#### SET TASK
Transcribe all of the material exactly, except for its pictures.

>> begin DATASET CONTENT

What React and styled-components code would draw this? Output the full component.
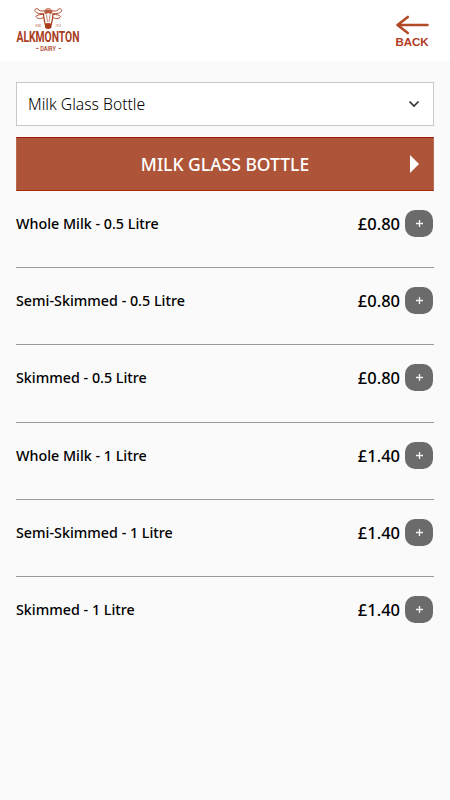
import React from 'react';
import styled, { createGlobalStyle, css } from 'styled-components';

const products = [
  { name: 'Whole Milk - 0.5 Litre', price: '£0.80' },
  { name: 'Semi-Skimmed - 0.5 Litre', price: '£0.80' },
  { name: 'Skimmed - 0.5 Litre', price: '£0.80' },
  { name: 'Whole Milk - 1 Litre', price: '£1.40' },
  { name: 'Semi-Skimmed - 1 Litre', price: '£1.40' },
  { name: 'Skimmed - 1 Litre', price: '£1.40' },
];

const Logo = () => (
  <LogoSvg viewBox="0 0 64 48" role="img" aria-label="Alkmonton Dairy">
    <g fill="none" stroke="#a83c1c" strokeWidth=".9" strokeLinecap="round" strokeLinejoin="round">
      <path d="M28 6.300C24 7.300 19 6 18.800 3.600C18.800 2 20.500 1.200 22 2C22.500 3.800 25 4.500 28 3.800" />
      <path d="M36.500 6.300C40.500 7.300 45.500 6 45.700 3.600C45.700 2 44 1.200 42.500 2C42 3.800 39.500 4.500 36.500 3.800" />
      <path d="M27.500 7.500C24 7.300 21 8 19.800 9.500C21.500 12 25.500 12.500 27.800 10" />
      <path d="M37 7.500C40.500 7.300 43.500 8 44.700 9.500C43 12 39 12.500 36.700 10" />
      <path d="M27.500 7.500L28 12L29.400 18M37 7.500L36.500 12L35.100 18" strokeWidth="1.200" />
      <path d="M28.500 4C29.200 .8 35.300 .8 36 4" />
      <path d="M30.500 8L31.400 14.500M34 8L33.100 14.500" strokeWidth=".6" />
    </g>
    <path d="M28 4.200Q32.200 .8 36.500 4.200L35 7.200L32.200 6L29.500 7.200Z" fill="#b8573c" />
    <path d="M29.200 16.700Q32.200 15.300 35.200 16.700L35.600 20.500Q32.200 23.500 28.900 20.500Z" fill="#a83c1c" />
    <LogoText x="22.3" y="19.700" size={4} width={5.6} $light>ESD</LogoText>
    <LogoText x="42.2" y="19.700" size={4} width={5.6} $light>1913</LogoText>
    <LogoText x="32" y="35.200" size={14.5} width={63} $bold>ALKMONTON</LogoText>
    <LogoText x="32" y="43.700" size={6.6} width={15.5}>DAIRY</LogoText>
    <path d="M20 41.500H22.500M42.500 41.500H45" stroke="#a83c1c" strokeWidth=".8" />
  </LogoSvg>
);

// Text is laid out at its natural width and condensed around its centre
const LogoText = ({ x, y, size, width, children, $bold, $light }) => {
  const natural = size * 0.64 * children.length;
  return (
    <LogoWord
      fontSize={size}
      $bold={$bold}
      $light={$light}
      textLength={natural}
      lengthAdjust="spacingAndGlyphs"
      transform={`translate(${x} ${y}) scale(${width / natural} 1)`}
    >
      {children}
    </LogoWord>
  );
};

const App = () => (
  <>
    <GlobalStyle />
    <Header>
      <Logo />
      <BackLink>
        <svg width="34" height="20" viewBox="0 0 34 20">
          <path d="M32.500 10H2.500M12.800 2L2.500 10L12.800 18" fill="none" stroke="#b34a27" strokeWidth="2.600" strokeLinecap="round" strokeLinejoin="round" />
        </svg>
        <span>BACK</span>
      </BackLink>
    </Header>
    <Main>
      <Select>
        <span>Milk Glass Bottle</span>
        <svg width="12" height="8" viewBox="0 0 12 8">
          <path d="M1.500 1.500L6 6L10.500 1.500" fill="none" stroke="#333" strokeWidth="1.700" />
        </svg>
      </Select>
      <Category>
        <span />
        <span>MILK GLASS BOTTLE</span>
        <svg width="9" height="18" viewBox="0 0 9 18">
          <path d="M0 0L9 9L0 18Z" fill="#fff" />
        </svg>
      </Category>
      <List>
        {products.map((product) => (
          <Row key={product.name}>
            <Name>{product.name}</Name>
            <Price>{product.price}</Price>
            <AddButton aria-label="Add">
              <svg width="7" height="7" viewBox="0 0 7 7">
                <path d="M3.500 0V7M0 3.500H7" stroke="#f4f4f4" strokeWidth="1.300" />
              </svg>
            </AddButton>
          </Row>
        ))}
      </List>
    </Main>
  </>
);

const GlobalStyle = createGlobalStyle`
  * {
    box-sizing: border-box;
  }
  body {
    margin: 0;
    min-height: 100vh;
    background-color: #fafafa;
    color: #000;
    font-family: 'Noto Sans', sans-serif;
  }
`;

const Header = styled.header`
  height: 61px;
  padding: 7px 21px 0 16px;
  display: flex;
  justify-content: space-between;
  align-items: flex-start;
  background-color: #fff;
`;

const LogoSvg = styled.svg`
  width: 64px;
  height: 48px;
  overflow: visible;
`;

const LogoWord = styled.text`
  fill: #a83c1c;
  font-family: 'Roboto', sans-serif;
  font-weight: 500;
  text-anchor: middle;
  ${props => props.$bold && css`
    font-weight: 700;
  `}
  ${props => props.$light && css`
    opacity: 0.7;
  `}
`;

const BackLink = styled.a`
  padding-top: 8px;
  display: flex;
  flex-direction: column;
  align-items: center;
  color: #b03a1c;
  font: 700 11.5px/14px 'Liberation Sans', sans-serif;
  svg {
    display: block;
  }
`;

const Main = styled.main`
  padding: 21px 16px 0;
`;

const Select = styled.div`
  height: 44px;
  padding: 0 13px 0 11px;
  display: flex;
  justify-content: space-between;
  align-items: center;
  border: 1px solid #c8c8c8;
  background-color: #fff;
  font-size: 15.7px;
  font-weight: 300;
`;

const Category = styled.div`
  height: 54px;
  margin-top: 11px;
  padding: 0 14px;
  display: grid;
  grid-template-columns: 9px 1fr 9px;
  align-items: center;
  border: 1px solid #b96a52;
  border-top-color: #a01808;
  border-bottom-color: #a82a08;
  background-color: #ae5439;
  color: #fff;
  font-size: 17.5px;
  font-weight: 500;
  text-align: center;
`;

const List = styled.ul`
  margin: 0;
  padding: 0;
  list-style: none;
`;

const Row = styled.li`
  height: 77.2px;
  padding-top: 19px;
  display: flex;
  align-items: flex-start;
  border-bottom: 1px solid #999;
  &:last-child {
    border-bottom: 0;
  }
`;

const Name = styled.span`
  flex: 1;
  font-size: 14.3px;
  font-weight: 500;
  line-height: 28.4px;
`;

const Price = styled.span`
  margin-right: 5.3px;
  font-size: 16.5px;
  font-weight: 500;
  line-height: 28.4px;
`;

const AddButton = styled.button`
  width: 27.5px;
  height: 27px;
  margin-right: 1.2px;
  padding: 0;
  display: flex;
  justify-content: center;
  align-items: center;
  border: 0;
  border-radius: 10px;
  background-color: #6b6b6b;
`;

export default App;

>> end DATASET CONTENT

#### THE REPLY
What React and styled-components code would draw this? Output the full component.
import React from 'react';
import styled, { createGlobalStyle, css } from 'styled-components';

const products = [
  { name: 'Whole Milk - 0.5 Litre', price: '£0.80' },
  { name: 'Semi-Skimmed - 0.5 Litre', price: '£0.80' },
  { name: 'Skimmed - 0.5 Litre', price: '£0.80' },
  { name: 'Whole Milk - 1 Litre', price: '£1.40' },
  { name: 'Semi-Skimmed - 1 Litre', price: '£1.40' },
  { name: 'Skimmed - 1 Litre', price: '£1.40' },
];

const Logo = () => (
  <LogoSvg viewBox="0 0 64 48" role="img" aria-label="Alkmonton Dairy">
    <g fill="none" stroke="#a83c1c" strokeWidth=".9" strokeLinecap="round" strokeLinejoin="round">
      <path d="M28 6.300C24 7.300 19 6 18.800 3.600C18.800 2 20.500 1.200 22 2C22.500 3.800 25 4.500 28 3.800" />
      <path d="M36.500 6.300C40.500 7.300 45.500 6 45.700 3.600C45.700 2 44 1.200 42.500 2C42 3.800 39.500 4.500 36.500 3.800" />
      <path d="M27.500 7.500C24 7.300 21 8 19.800 9.500C21.500 12 25.500 12.500 27.800 10" />
      <path d="M37 7.500C40.500 7.300 43.500 8 44.700 9.500C43 12 39 12.500 36.700 10" />
      <path d="M27.500 7.500L28 12L29.400 18M37 7.500L36.500 12L35.100 18" strokeWidth="1.200" />
      <path d="M28.500 4C29.200 .8 35.300 .8 36 4" />
      <path d="M30.500 8L31.400 14.500M34 8L33.100 14.500" strokeWidth=".6" />
    </g>
    <path d="M28 4.200Q32.200 .8 36.500 4.200L35 7.200L32.200 6L29.500 7.200Z" fill="#b8573c" />
    <path d="M29.200 16.700Q32.200 15.300 35.200 16.700L35.600 20.500Q32.200 23.500 28.900 20.500Z" fill="#a83c1c" />
    <LogoText x="22.3" y="19.700" size={4} width={5.6} $light>ESD</LogoText>
    <LogoText x="42.2" y="19.700" size={4} width={5.6} $light>1913</LogoText>
    <LogoText x="32" y="35.200" size={14.5} width={63} $bold>ALKMONTON</LogoText>
    <LogoText x="32" y="43.700" size={6.6} width={15.5}>DAIRY</LogoText>
    <path d="M20 41.500H22.500M42.500 41.500H45" stroke="#a83c1c" strokeWidth=".8" />
  </LogoSvg>
);

// Text is laid out at its natural width and condensed around its centre
const LogoText = ({ x, y, size, width, children, $bold, $light }) => {
  const natural = size * 0.64 * children.length;
  return (
    <LogoWord
      fontSize={size}
      $bold={$bold}
      $light={$light}
      textLength={natural}
      lengthAdjust="spacingAndGlyphs"
      transform={`translate(${x} ${y}) scale(${width / natural} 1)`}
    >
      {children}
    </LogoWord>
  );
};

const App = () => (
  <>
    <GlobalStyle />
    <Header>
      <Logo />
      <BackLink>
        <svg width="34" height="20" viewBox="0 0 34 20">
          <path d="M32.500 10H2.500M12.800 2L2.500 10L12.800 18" fill="none" stroke="#b34a27" strokeWidth="2.600" strokeLinecap="round" strokeLinejoin="round" />
        </svg>
        <span>BACK</span>
      </BackLink>
    </Header>
    <Main>
      <Select>
        <span>Milk Glass Bottle</span>
        <svg width="12" height="8" viewBox="0 0 12 8">
          <path d="M1.500 1.500L6 6L10.500 1.500" fill="none" stroke="#333" strokeWidth="1.700" />
        </svg>
      </Select>
      <Category>
        <span />
        <span>MILK GLASS BOTTLE</span>
        <svg width="9" height="18" viewBox="0 0 9 18">
          <path d="M0 0L9 9L0 18Z" fill="#fff" />
        </svg>
      </Category>
      <List>
        {products.map((product) => (
          <Row key={product.name}>
            <Name>{product.name}</Name>
            <Price>{product.price}</Price>
            <AddButton aria-label="Add">
              <svg width="7" height="7" viewBox="0 0 7 7">
                <path d="M3.500 0V7M0 3.500H7" stroke="#f4f4f4" strokeWidth="1.300" />
              </svg>
            </AddButton>
          </Row>
        ))}
      </List>
    </Main>
  </>
);

const GlobalStyle = createGlobalStyle`
  * {
    box-sizing: border-box;
  }
  body {
    margin: 0;
    min-height: 100vh;
    background-color: #fafafa;
    color: #000;
    font-family: 'Noto Sans', sans-serif;
  }
`;

const Header = styled.header`
  height: 61px;
  padding: 7px 21px 0 16px;
  display: flex;
  justify-content: space-between;
  align-items: flex-start;
  background-color: #fff;
`;

const LogoSvg = styled.svg`
  width: 64px;
  height: 48px;
  overflow: visible;
`;

const LogoWord = styled.text`
  fill: #a83c1c;
  font-family: 'Roboto', sans-serif;
  font-weight: 500;
  text-anchor: middle;
  ${props => props.$bold && css`
    font-weight: 700;
  `}
  ${props => props.$light && css`
    opacity: 0.7;
  `}
`;

const BackLink = styled.a`
  padding-top: 8px;
  display: flex;
  flex-direction: column;
  align-items: center;
  color: #b03a1c;
  font: 700 11.5px/14px 'Liberation Sans', sans-serif;
  svg {
    display: block;
  }
`;

const Main = styled.main`
  padding: 21px 16px 0;
`;

const Select = styled.div`
  height: 44px;
  padding: 0 13px 0 11px;
  display: flex;
  justify-content: space-between;
  align-items: center;
  border: 1px solid #c8c8c8;
  background-color: #fff;
  font-size: 15.7px;
  font-weight: 300;
`;

const Category = styled.div`
  height: 54px;
  margin-top: 11px;
  padding: 0 14px;
  display: grid;
  grid-template-columns: 9px 1fr 9px;
  align-items: center;
  border: 1px solid #b96a52;
  border-top-color: #a01808;
  border-bottom-color: #a82a08;
  background-color: #ae5439;
  color: #fff;
  font-size: 17.5px;
  font-weight: 500;
  text-align: center;
`;

const List = styled.ul`
  margin: 0;
  padding: 0;
  list-style: none;
`;

const Row = styled.li`
  height: 77.2px;
  padding-top: 19px;
  display: flex;
  align-items: flex-start;
  border-bottom: 1px solid #999;
  &:last-child {
    border-bottom: 0;
  }
`;

const Name = styled.span`
  flex: 1;
  font-size: 14.3px;
  font-weight: 500;
  line-height: 28.4px;
`;

const Price = styled.span`
  margin-right: 5.3px;
  font-size: 16.5px;
  font-weight: 500;
  line-height: 28.4px;
`;

const AddButton = styled.button`
  width: 27.5px;
  height: 27px;
  margin-right: 1.2px;
  padding: 0;
  display: flex;
  justify-content: center;
  align-items: center;
  border: 0;
  border-radius: 10px;
  background-color: #6b6b6b;
`;

export default App;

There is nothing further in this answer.